Everything in the data should be repeated exactly, save for the images.
>> Begin
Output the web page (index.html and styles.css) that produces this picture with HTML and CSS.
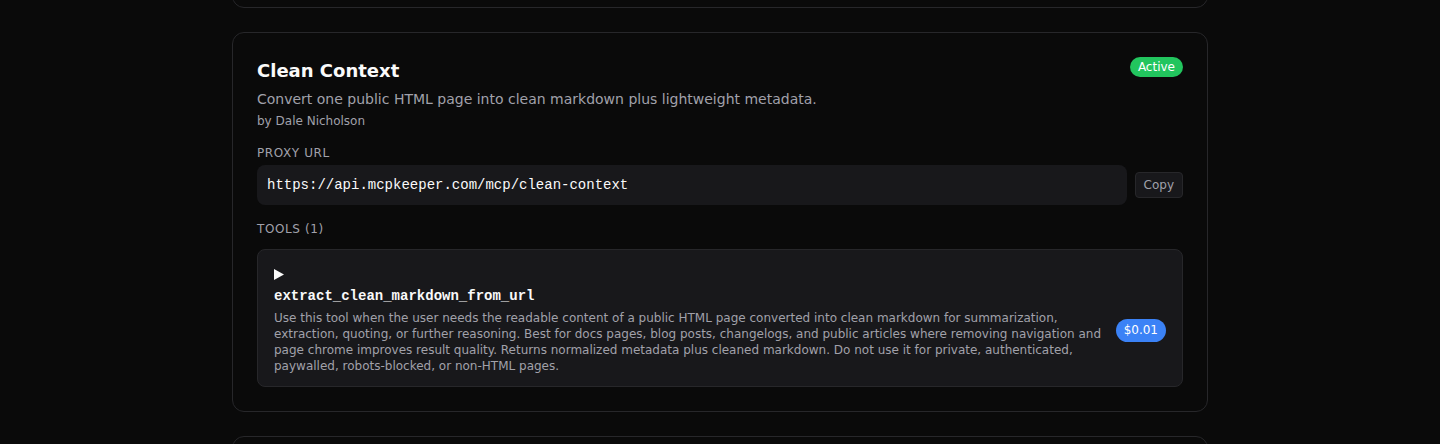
FILE: index.html
```html
<!DOCTYPE html>
<html lang="en">
<head>
<meta charset="utf-8">
<title>Clean Context</title>
<link rel="stylesheet" href="styles.css">
</head>
<body>
<main class="list">
  <section class="card card-partial"></section>
  <section class="card">
    <header class="card-head">
      <div class="card-titles">
        <h2 class="card-title">Clean Context</h2>
        <p class="card-desc">Convert one public HTML page into clean markdown plus lightweight metadata.</p>
        <p class="card-author">by Dale Nicholson</p>
      </div>
      <span class="badge badge-active">Active</span>
    </header>
    <div class="section-label label-proxy">Proxy URL</div>
    <div class="url-row">
      <code class="url-box">https://api.mcpkeeper.com/mcp/clean-context</code>
      <button class="copy-btn">Copy</button>
    </div>
    <div class="section-label label-tools">Tools (1)</div>
    <div class="tool">
      <div class="tool-toggle">
        <svg width="10" height="11" viewBox="0 0 10 11"><polygon points="0,0 10,5.5 0,11" fill="#fafafa"/></svg>
      </div>
      <div class="tool-row">
        <div class="tool-main">
          <div class="tool-name">extract_clean_markdown_from_url</div>
          <p class="tool-desc">Use this tool when the user needs the readable content of a public HTML page converted into clean markdown for summarization, extraction, quoting, or further reasoning. Best for docs pages, blog posts, changelogs, and public articles where removing navigation and page chrome improves result quality. Returns normalized metadata plus cleaned markdown. Do not use it for private, authenticated, paywalled, robots-blocked, or non-HTML pages.</p>
        </div>
        <span class="badge badge-price">$0.01</span>
      </div>
    </div>
  </section>
  <section class="card card-partial-bottom"></section>
</main>
</body>
</html>
```
FILE: styles.css
```css
* { box-sizing: border-box; }
html, body { margin: 0; padding: 0; }
body {
  background: #0a0a0a;
  color: #fafafa;
  font-family: "DejaVu Sans", sans-serif;
  height: 444px;
  overflow: hidden;
}
.list {
  width: 976px;
  margin: 0 auto;
  display: flex;
  flex-direction: column;
  gap: 24px;
}
.card {
  border: 1px solid #27272a;
  border-radius: 12px;
  background: #0a0a0a;
  padding: 24px;
}
.card-partial {
  height: 100px;
  margin-top: -92px;
}
.card-partial-bottom {
  height: 100px;
}
.card-head {
  display: flex;
  justify-content: space-between;
  align-items: flex-start;
}
.card-title {
  margin: 0;
  font-size: 18px;
  line-height: 28px;
  font-weight: 700;
  color: #fafafa;
}
.card-desc {
  margin: 4px 0 0;
  font-size: 14px;
  line-height: 20px;
  color: #a1a1aa;
}
.card-author {
  margin: 4px 0 0;
  font-size: 12px;
  line-height: 16px;
  color: #a1a1aa;
}
.badge {
  display: inline-flex;
  align-items: center;
  border-radius: 999px;
  font-size: 12px;
  color: #ffffff;
  white-space: nowrap;
  flex-shrink: 0;
}
.badge-active {
  background: #22c55e;
  height: 20px;
  padding: 0 8px;
}
.badge-price {
  background: #3b82f6;
  height: 23px;
  padding: 0 8px;
}
.section-label {
  font-size: 12px;
  line-height: 16px;
  text-transform: uppercase;
  letter-spacing: 0.05em;
  color: #a1a1aa;
}
.label-proxy { margin-top: 16px; }
.label-tools { margin-top: 16px; }
.url-row {
  margin-top: 4px;
  display: flex;
  align-items: center;
  gap: 8px;
}
.url-box {
  flex: 1;
  display: block;
  background: #18181b;
  border-radius: 8px;
  padding: 10px;
  font-family: "Liberation Mono", monospace;
  font-size: 14px;
  line-height: 20px;
  color: #fafafa;
}
.copy-btn {
  background: #18181b;
  border: 1px solid #27272a;
  border-radius: 4px;
  color: #a1a1aa;
  font-family: "DejaVu Sans", sans-serif;
  font-size: 12px;
  line-height: 16px;
  height: 26px;
  padding: 0 8px;
}
.tool {
  margin-top: 12px;
  background: #18181b;
  border: 1px solid #27272a;
  border-radius: 8px;
  padding: 16px 16px 12px;
}
.tool-toggle {
  height: 16px;
  display: flex;
  align-items: center;
  margin-bottom: 4px;
}
.tool-row {
  display: flex;
  align-items: center;
  gap: 12px;
}
.tool-main { flex: 1; }
.tool-name {
  font-family: "Liberation Mono", monospace;
  font-weight: 700;
  font-size: 14px;
  line-height: 20px;
  color: #fafafa;
}
.tool-desc {
  margin: 4px 0 0;
  font-size: 12px;
  line-height: 16px;
  color: #a1a1aa;
}
```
>> End
§ Task output
Output the web page (index.html and styles.css) that produces this picture with HTML and CSS.
FILE: index.html
```html
<!DOCTYPE html>
<html lang="en">
<head>
<meta charset="utf-8">
<title>Clean Context</title>
<link rel="stylesheet" href="styles.css">
</head>
<body>
<main class="list">
  <section class="card card-partial"></section>
  <section class="card">
    <header class="card-head">
      <div class="card-titles">
        <h2 class="card-title">Clean Context</h2>
        <p class="card-desc">Convert one public HTML page into clean markdown plus lightweight metadata.</p>
        <p class="card-author">by Dale Nicholson</p>
      </div>
      <span class="badge badge-active">Active</span>
    </header>
    <div class="section-label label-proxy">Proxy URL</div>
    <div class="url-row">
      <code class="url-box">https://api.mcpkeeper.com/mcp/clean-context</code>
      <button class="copy-btn">Copy</button>
    </div>
    <div class="section-label label-tools">Tools (1)</div>
    <div class="tool">
      <div class="tool-toggle">
        <svg width="10" height="11" viewBox="0 0 10 11"><polygon points="0,0 10,5.5 0,11" fill="#fafafa"/></svg>
      </div>
      <div class="tool-row">
        <div class="tool-main">
          <div class="tool-name">extract_clean_markdown_from_url</div>
          <p class="tool-desc">Use this tool when the user needs the readable content of a public HTML page converted into clean markdown for summarization, extraction, quoting, or further reasoning. Best for docs pages, blog posts, changelogs, and public articles where removing navigation and page chrome improves result quality. Returns normalized metadata plus cleaned markdown. Do not use it for private, authenticated, paywalled, robots-blocked, or non-HTML pages.</p>
        </div>
        <span class="badge badge-price">$0.01</span>
      </div>
    </div>
  </section>
  <section class="card card-partial-bottom"></section>
</main>
</body>
</html>
```
FILE: styles.css
```css
* { box-sizing: border-box; }
html, body { margin: 0; padding: 0; }
body {
  background: #0a0a0a;
  color: #fafafa;
  font-family: "DejaVu Sans", sans-serif;
  height: 444px;
  overflow: hidden;
}
.list {
  width: 976px;
  margin: 0 auto;
  display: flex;
  flex-direction: column;
  gap: 24px;
}
.card {
  border: 1px solid #27272a;
  border-radius: 12px;
  background: #0a0a0a;
  padding: 24px;
}
.card-partial {
  height: 100px;
  margin-top: -92px;
}
.card-partial-bottom {
  height: 100px;
}
.card-head {
  display: flex;
  justify-content: space-between;
  align-items: flex-start;
}
.card-title {
  margin: 0;
  font-size: 18px;
  line-height: 28px;
  font-weight: 700;
  color: #fafafa;
}
.card-desc {
  margin: 4px 0 0;
  font-size: 14px;
  line-height: 20px;
  color: #a1a1aa;
}
.card-author {
  margin: 4px 0 0;
  font-size: 12px;
  line-height: 16px;
  color: #a1a1aa;
}
.badge {
  display: inline-flex;
  align-items: center;
  border-radius: 999px;
  font-size: 12px;
  color: #ffffff;
  white-space: nowrap;
  flex-shrink: 0;
}
.badge-active {
  background: #22c55e;
  height: 20px;
  padding: 0 8px;
}
.badge-price {
  background: #3b82f6;
  height: 23px;
  padding: 0 8px;
}
.section-label {
  font-size: 12px;
  line-height: 16px;
  text-transform: uppercase;
  letter-spacing: 0.05em;
  color: #a1a1aa;
}
.label-proxy { margin-top: 16px; }
.label-tools { margin-top: 16px; }
.url-row {
  margin-top: 4px;
  display: flex;
  align-items: center;
  gap: 8px;
}
.url-box {
  flex: 1;
  display: block;
  background: #18181b;
  border-radius: 8px;
  padding: 10px;
  font-family: "Liberation Mono", monospace;
  font-size: 14px;
  line-height: 20px;
  color: #fafafa;
}
.copy-btn {
  background: #18181b;
  border: 1px solid #27272a;
  border-radius: 4px;
  color: #a1a1aa;
  font-family: "DejaVu Sans", sans-serif;
  font-size: 12px;
  line-height: 16px;
  height: 26px;
  padding: 0 8px;
}
.tool {
  margin-top: 12px;
  background: #18181b;
  border: 1px solid #27272a;
  border-radius: 8px;
  padding: 16px 16px 12px;
}
.tool-toggle {
  height: 16px;
  display: flex;
  align-items: center;
  margin-bottom: 4px;
}
.tool-row {
  display: flex;
  align-items: center;
  gap: 12px;
}
.tool-main { flex: 1; }
.tool-name {
  font-family: "Liberation Mono", monospace;
  font-weight: 700;
  font-size: 14px;
  line-height: 20px;
  color: #fafafa;
}
.tool-desc {
  margin: 4px 0 0;
  font-size: 12px;
  line-height: 16px;
  color: #a1a1aa;
}
```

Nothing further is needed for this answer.